Eclectic Cinephile’s review published on Letterboxd:
Why so serious?
You either die a hero, or you live long enough to see yourself become the villain.
He's the hero Gotham deserves, but not the one it needs right now.
These are but a few of the great and memorable lines that pervades Christopher Nolan's pulp masterpiece The Dark Knight (2008). I mean, Nolan's film is not only an amazing superhero blockbuster film, but it's also an amazing film, period. It so beautifully manages to be deft in its thematic complexity and seamless in its marriage of substance and style, it's no joke. The Dark Knight still holds up six years after its release and will continue to hold up in the years to come.
First, The Dark Knight is beautiful and superlative as a film because of the various parts that mesh together: the consummate direction by Christopher Nolan, the masterful and first-rate writing from Chris and Jonathan Nolan, the crisp photography courtesy of Wally Pfister's excellent use of both 35mm anamorphic and 70mm IMAX formats (weaving both together to make a cinematic experience that marries the intimate and the grand), the proficient editing of Lee Smith that manages to move this 153-minute film at a fast yet fluid and coherent pace, the sharp and powerful action that packs a mighty punch, and the bombastic music of Hans Zimmer that is just so memorable and, well, epic.
Second, The Dark Knight would not be such a great film without the acting, and boy is the acting fantastic. Christian Bale, reprising his role from Batman Begins, just nails down the roles of Bruce Wayne and Batman, going on to become the definitive cinematic Batman, surpassing Michael Keaton in so many ways and making this role his own. Even if he is more ensemble player than solo actor, Bale still gives his usual Oscar-caliber method acting his all in this role, showing his charisma and masculinity. Gary Oldman and Michael Caine likewise give amazing performances, and so do Maggie Gyllenhall and Aaron Eckhart as Rachel Dawes and Harvey Dent/Two Face. I would add that while Katie Holmes from Batman Begins was cuter, Gyllenhall is superior in terms of acting ability. Likewise, Eckhart's Two-Face is one of the most skillfully displayed characters not only in superhero cinema but in cinema, period.

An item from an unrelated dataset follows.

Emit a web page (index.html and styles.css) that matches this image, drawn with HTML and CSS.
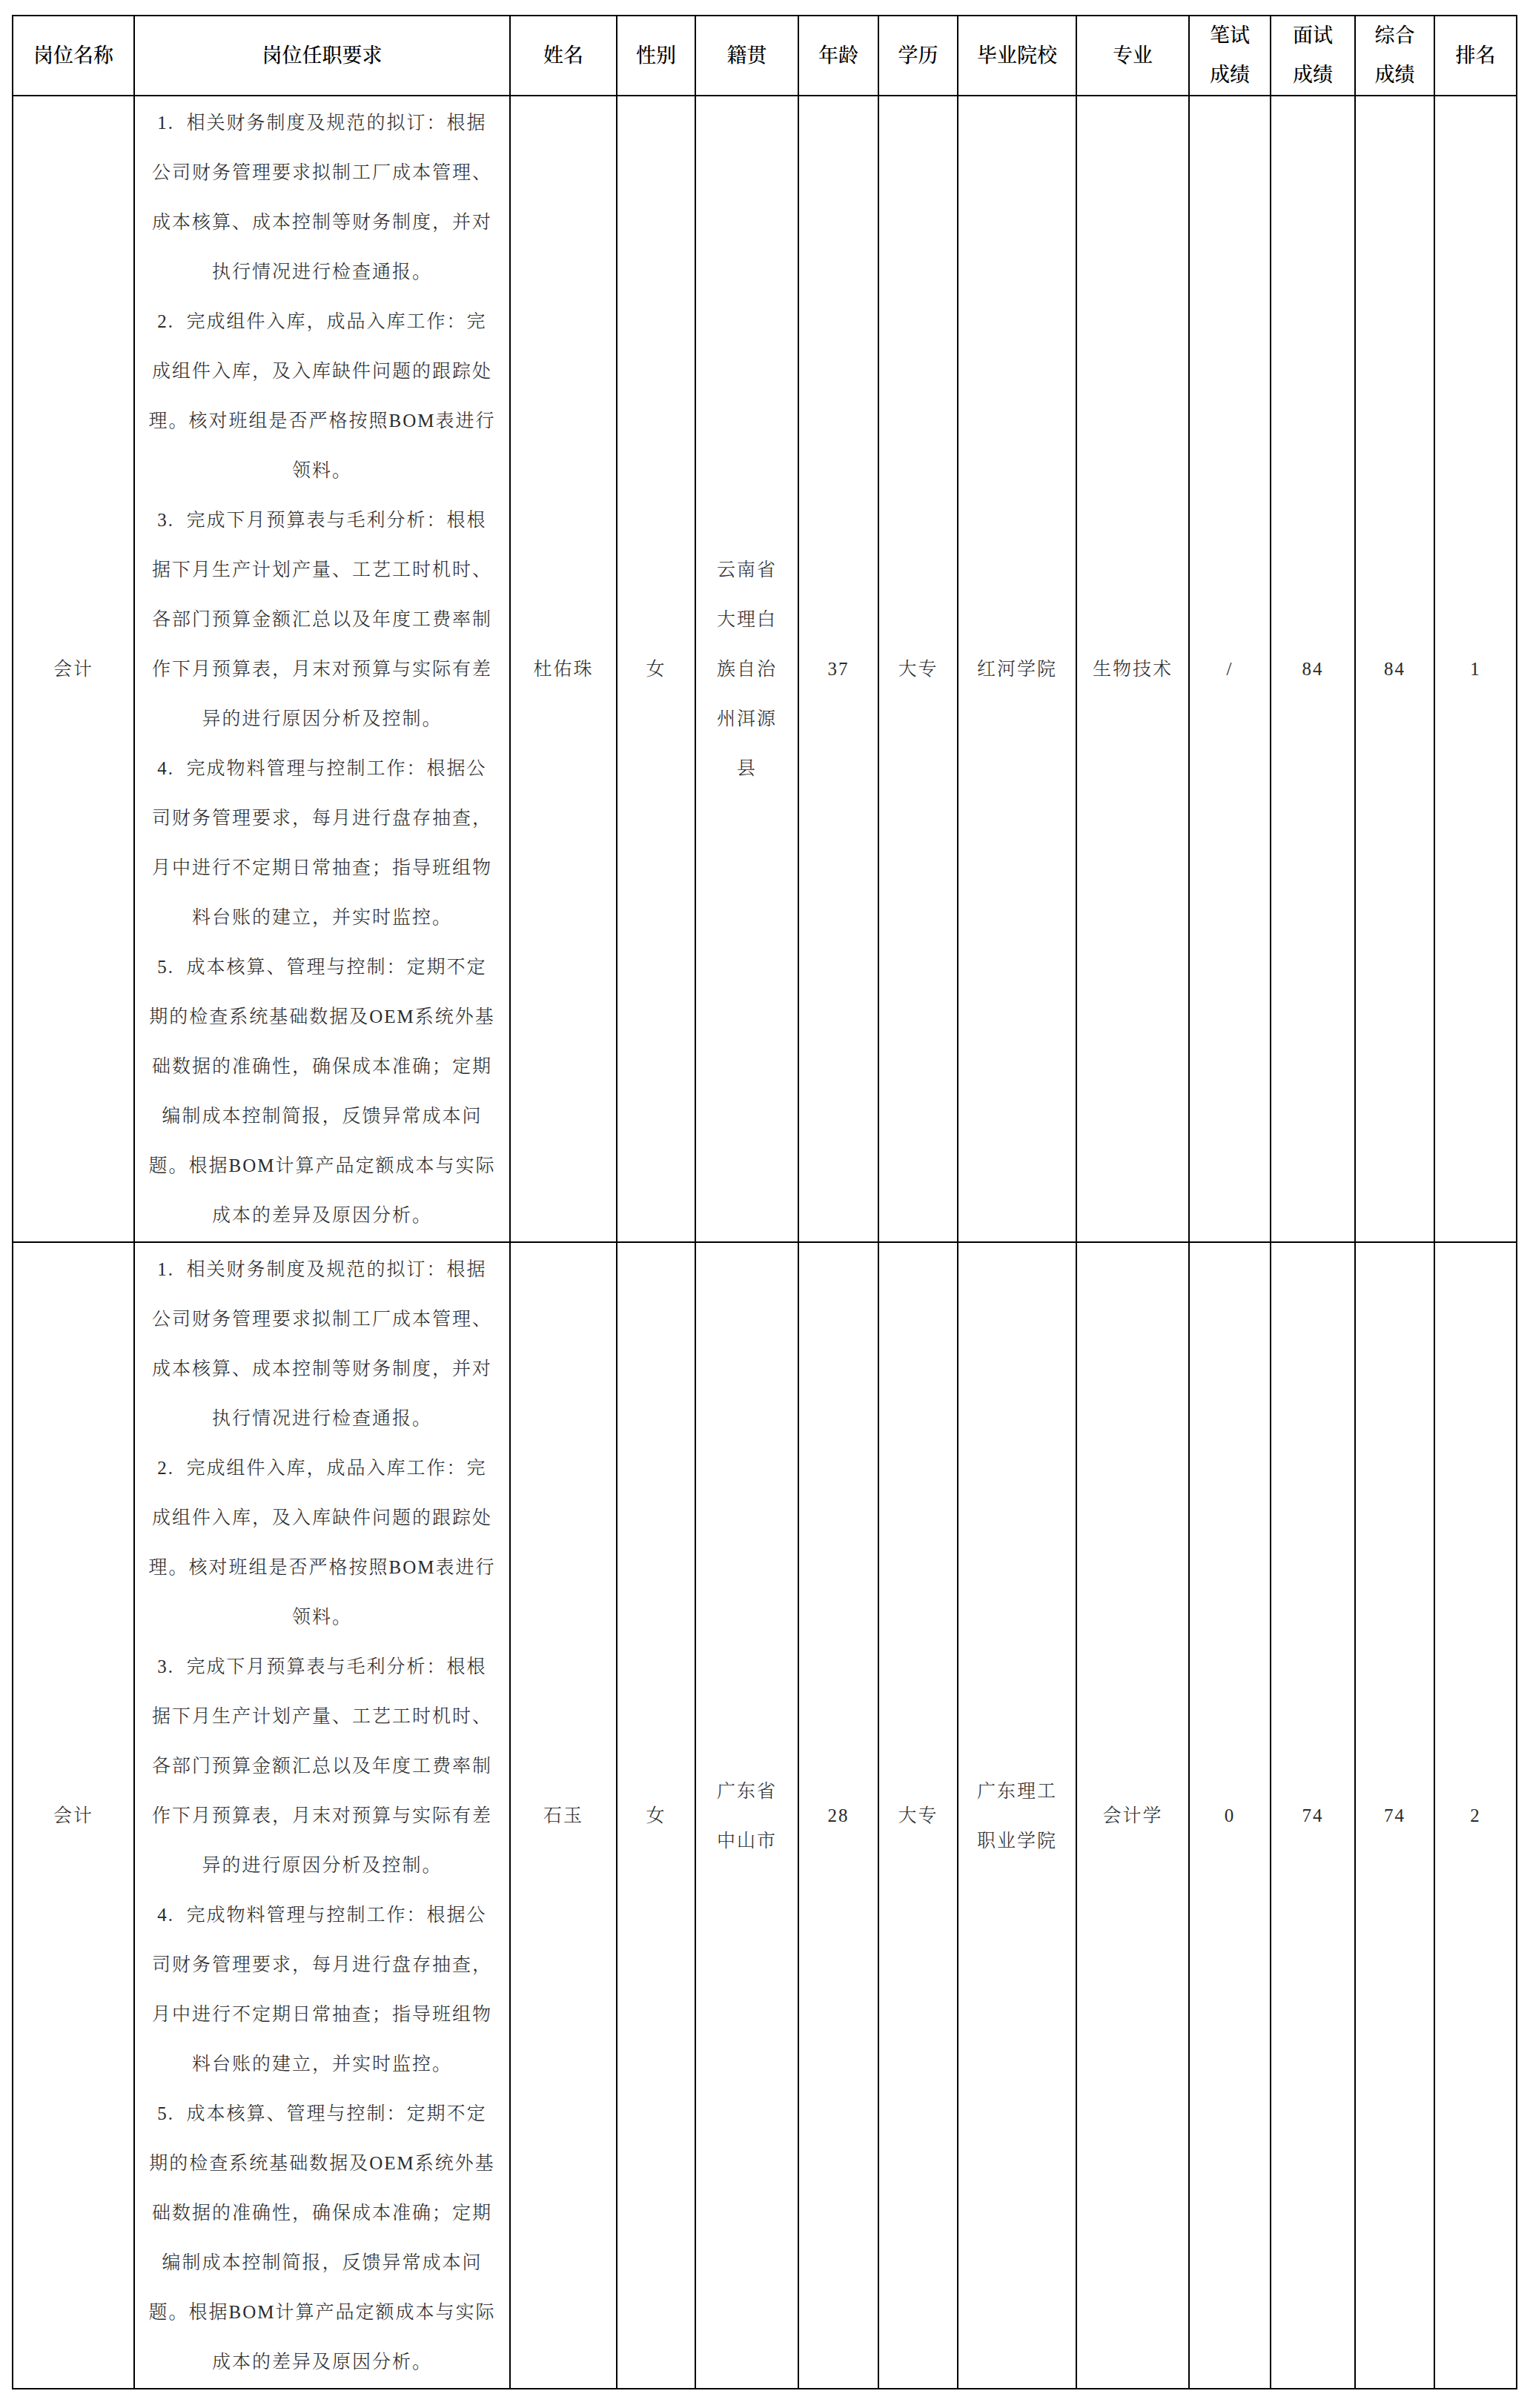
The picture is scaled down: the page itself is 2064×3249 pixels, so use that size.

But the real show-stealer, who gives near-perfect chemistry with Bale's Batman is Heath Ledger as the Joker. Everything about Ledger's performance is just flawless. The menacing voice, the devilish mannerism, the demonic persona, the depth that comes from Ledger and from the Nolan brothers' writing—all these are but a glimpse of what makes Ledger's Joker so brilliant. These traits make the character one of the best movie villains of all time, making him more than just a comic-book baddie. Hear, Heath Ledger's iconic magnum opus of a performance, so to speak, has become timeless.
Finally, the ultimate thing that makes The Dark Knight so great is, like I said before, a perfect harmony of substance and style, with neither overshadowing the other. The dark and modern style mixed with the effortless weaving of deep themes and complexity into the entertainment and the drama lifts The Dark Knight up to the heights of the great movies. The post-9/11 commentary is far from heavy-handed, the story is so engrossing, the imagery is just beautiful and engaging, the canvas is broad and grand, and the scale is immense and yet very stable. The Dark Knight is more than a film or even a masterpiece; it's a cultural touchstone and a timeless experience for the ages.
BTW, I do have a soft spot for Bale's infamously iconic Bat-voice. Sure, in some spots it reaches to the point of parody, but the rest of the times, it works just fine for me. Also, the action scenes in this film are riveting and I could generally follow what was happening, despite the complaints of some viewers at the time when the film came out. Moving away from the incoherent shaky-cam in Batman Begins, The Dark Knight instead opts for greater visual coherence and more efficient, brutal and sharp action. The truck-flip scene, the climatic fight on Prewitt Building, the opening bank-robbery, and the rest of the action in this film is just that — sharp, exciting, and realistic. In fact, I think this was where Nolan started to become a better director for action.